#### [Direction]
Starting at the first line of the data, please print exactly those lines through the one that holds "const teeth = [0, 45, 90, 135, 180, 225, 270, 315];", omitting every picture.

#### [Source material]
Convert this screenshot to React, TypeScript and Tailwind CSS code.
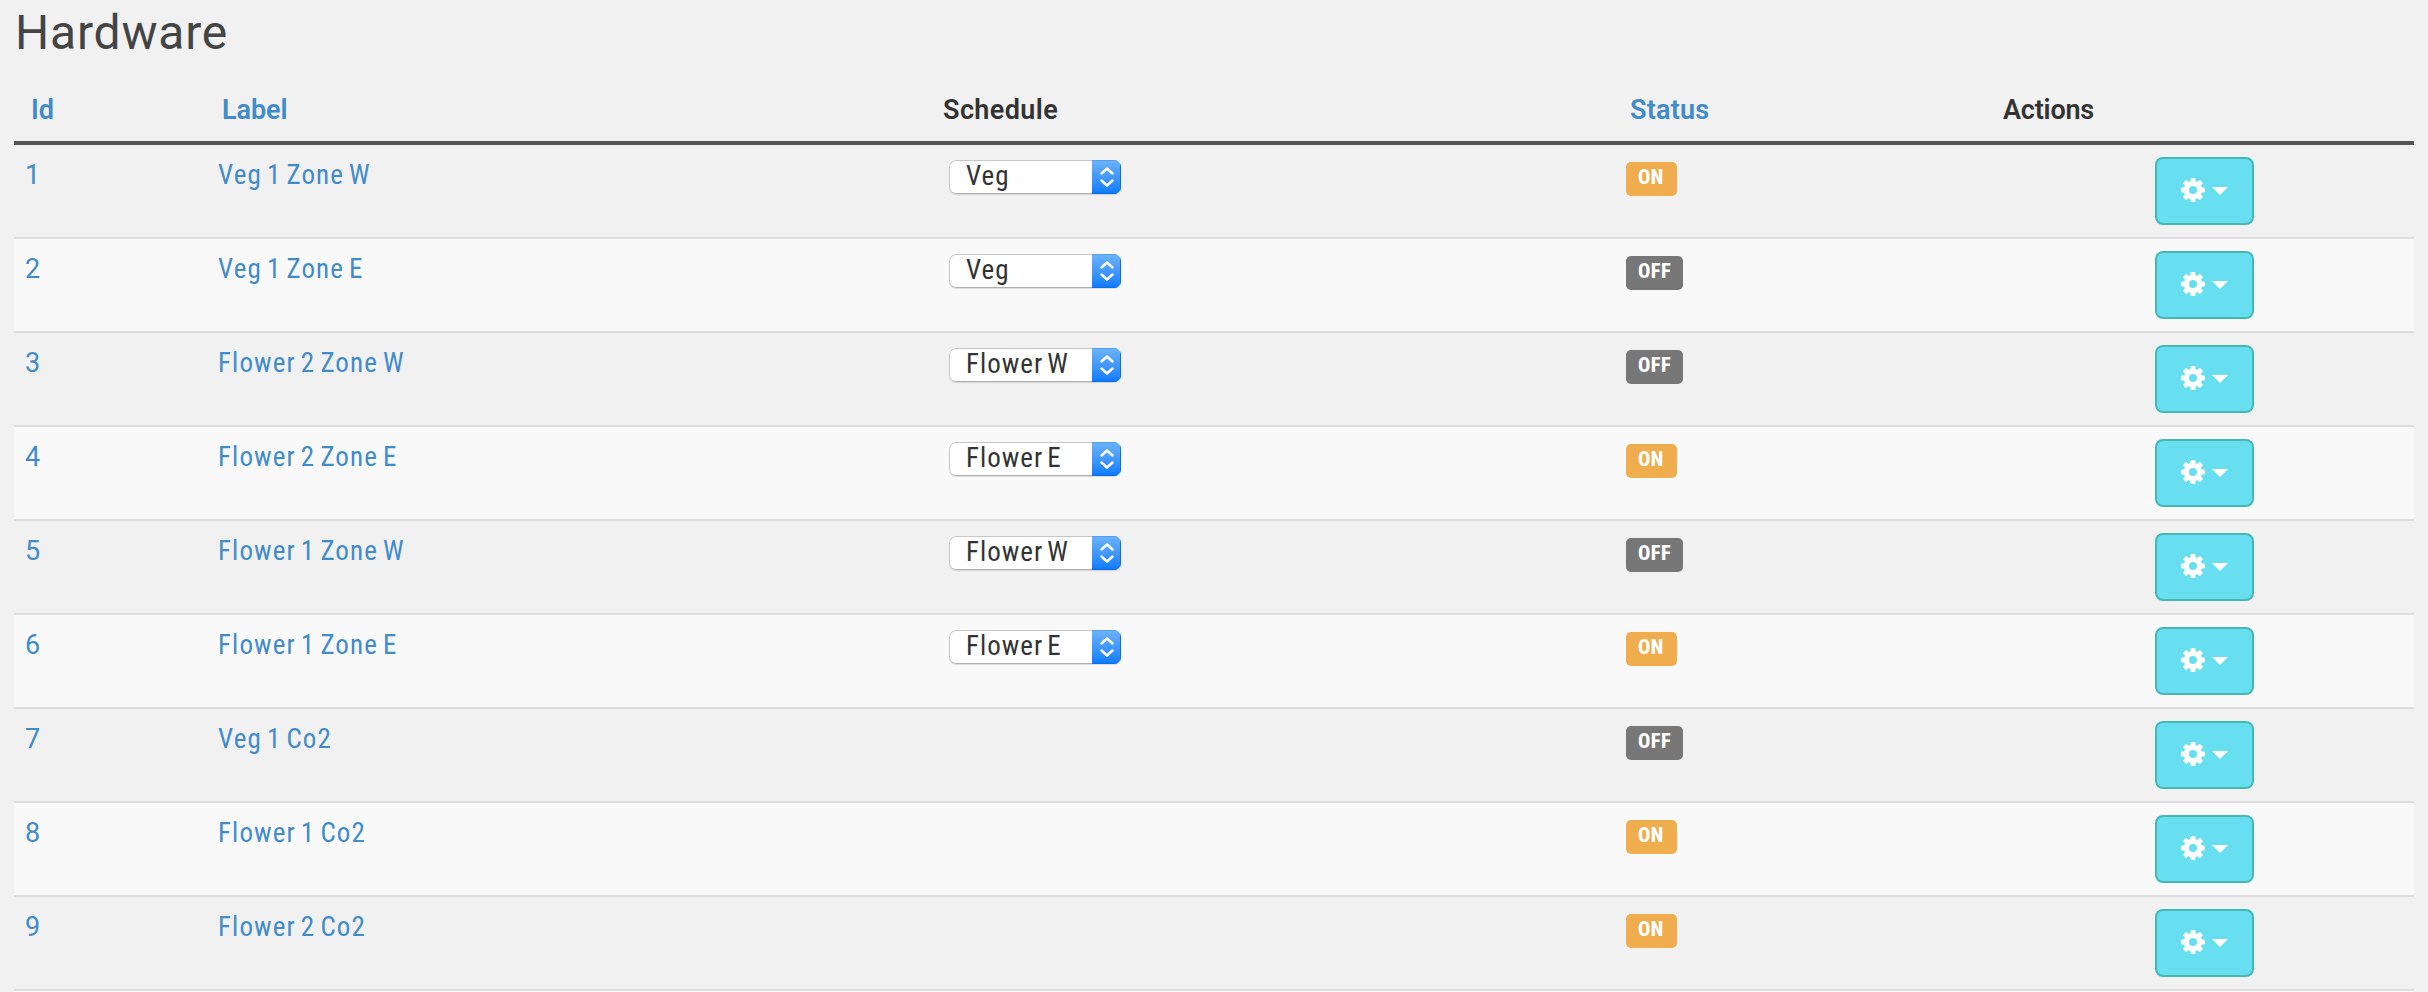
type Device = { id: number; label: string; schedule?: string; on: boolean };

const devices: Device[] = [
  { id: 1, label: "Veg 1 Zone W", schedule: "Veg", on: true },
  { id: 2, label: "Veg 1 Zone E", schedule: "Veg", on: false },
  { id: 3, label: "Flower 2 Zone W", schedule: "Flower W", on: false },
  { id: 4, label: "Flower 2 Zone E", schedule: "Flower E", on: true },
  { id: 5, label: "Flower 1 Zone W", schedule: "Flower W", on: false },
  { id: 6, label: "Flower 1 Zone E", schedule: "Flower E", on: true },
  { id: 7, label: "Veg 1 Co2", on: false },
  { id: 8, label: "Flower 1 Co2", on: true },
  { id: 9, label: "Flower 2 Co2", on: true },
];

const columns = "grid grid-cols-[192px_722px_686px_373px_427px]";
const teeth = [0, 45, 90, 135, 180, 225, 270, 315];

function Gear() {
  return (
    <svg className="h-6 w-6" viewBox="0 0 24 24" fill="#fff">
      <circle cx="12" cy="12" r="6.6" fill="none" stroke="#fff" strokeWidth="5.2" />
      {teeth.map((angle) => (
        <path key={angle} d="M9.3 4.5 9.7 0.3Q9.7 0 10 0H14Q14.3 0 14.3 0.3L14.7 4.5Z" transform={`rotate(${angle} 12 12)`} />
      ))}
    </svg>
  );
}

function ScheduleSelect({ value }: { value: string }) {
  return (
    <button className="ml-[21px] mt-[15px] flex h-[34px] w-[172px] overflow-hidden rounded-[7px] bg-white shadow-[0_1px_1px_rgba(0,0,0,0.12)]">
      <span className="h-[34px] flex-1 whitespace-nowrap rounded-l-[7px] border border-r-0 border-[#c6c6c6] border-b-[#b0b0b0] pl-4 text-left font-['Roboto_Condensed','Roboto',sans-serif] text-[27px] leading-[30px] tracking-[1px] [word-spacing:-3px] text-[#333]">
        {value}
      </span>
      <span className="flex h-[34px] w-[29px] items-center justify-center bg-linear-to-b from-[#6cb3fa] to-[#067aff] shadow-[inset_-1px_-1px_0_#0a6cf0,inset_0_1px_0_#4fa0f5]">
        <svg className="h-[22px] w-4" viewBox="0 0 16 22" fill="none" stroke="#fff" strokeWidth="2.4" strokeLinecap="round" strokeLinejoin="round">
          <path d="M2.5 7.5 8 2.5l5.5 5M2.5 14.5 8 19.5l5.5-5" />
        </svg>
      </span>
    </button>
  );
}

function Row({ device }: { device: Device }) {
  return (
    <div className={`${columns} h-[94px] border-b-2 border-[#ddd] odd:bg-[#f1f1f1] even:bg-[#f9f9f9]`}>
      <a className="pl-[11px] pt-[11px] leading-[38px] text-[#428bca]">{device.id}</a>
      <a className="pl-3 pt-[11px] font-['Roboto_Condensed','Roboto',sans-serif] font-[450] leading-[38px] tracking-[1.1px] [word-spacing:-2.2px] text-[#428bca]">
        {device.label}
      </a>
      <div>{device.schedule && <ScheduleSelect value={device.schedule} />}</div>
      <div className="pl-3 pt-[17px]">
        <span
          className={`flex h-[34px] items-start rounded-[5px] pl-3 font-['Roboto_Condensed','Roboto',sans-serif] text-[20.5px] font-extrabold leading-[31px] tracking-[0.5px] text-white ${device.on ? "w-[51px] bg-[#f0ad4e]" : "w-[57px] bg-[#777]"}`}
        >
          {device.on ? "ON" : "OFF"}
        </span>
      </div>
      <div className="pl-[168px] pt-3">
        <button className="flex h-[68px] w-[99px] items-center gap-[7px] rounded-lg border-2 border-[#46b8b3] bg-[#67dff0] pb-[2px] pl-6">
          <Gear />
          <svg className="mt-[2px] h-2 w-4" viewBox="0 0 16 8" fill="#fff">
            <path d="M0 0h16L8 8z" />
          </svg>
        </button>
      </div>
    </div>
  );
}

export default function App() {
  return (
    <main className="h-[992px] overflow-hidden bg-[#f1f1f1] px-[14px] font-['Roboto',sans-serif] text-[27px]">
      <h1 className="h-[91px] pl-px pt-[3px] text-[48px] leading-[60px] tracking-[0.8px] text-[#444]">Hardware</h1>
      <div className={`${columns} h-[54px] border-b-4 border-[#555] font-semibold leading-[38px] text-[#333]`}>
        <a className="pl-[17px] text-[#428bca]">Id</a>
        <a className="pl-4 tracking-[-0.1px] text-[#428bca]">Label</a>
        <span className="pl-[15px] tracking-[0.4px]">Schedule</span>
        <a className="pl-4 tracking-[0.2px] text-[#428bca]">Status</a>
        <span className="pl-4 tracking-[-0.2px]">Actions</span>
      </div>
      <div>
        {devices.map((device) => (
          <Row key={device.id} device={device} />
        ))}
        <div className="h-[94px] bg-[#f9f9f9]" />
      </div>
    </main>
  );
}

#### [Full response]
Convert this screenshot to React, TypeScript and Tailwind CSS code.
type Device = { id: number; label: string; schedule?: string; on: boolean };

const devices: Device[] = [
  { id: 1, label: "Veg 1 Zone W", schedule: "Veg", on: true },
  { id: 2, label: "Veg 1 Zone E", schedule: "Veg", on: false },
  { id: 3, label: "Flower 2 Zone W", schedule: "Flower W", on: false },
  { id: 4, label: "Flower 2 Zone E", schedule: "Flower E", on: true },
  { id: 5, label: "Flower 1 Zone W", schedule: "Flower W", on: false },
  { id: 6, label: "Flower 1 Zone E", schedule: "Flower E", on: true },
  { id: 7, label: "Veg 1 Co2", on: false },
  { id: 8, label: "Flower 1 Co2", on: true },
  { id: 9, label: "Flower 2 Co2", on: true },
];

const columns = "grid grid-cols-[192px_722px_686px_373px_427px]";
const teeth = [0, 45, 90, 135, 180, 225, 270, 315];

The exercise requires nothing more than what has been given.